But what has the grantee of the borrower to do with the original contract of loan ? How is he liable upon that contract to pay the money borrowed? What connection in law exists between the lender of the money, and a purchaser of the mortgaged premises from the mortgagor? Or, to come directly to the present case, how are the respondents to be connected with a loan made four years before they recovered their judgment against Dart, the borrower of the money from Post, and six years before they obtained a deed for the premises sold under - that judgment ? Let it be observed, moreover, that the principle adopted by the chancellor will afford the most remote grantee of the mortgagor relief against the usurious mortgage. It will not do, according to his construction, to stop at the immediate grantee; but the grantee in the tenth generation, if he is within the statute of limitations, has the same right to the relief as the first successor to the estate.
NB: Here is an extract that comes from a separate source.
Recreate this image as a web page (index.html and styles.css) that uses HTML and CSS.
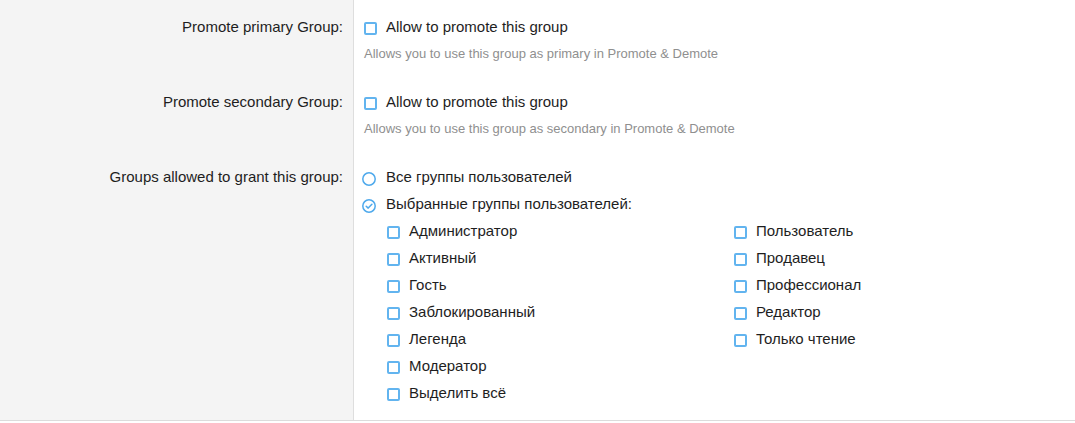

The chancellor says it is impossible to believe that the legislature- intended to exclude a grantee from the benefit of the provision in the usury law. I ask with all submission whether it is not more impossible, (if a thing can be said to be so;) to believe, that the framers of the section could ‘have contemplated that a purchaser at a sheriff’s sale of lands covered by a usurious mortgage, would come into the court of chancery, years after the usurious loan was made, and claim that as the *406“ borrower ” he had been the victim of a usurious loan; that his rights acquired long after the usurious incumbrance was created, had been violated? It seems to me that fourteen years, the time that has elapsed since the passage of the revised statutes, is not long enough to justify the presumption that a “ borrower” of money then, has been converted into his grantee now; especially as the English language and the interpretation of words remains the same.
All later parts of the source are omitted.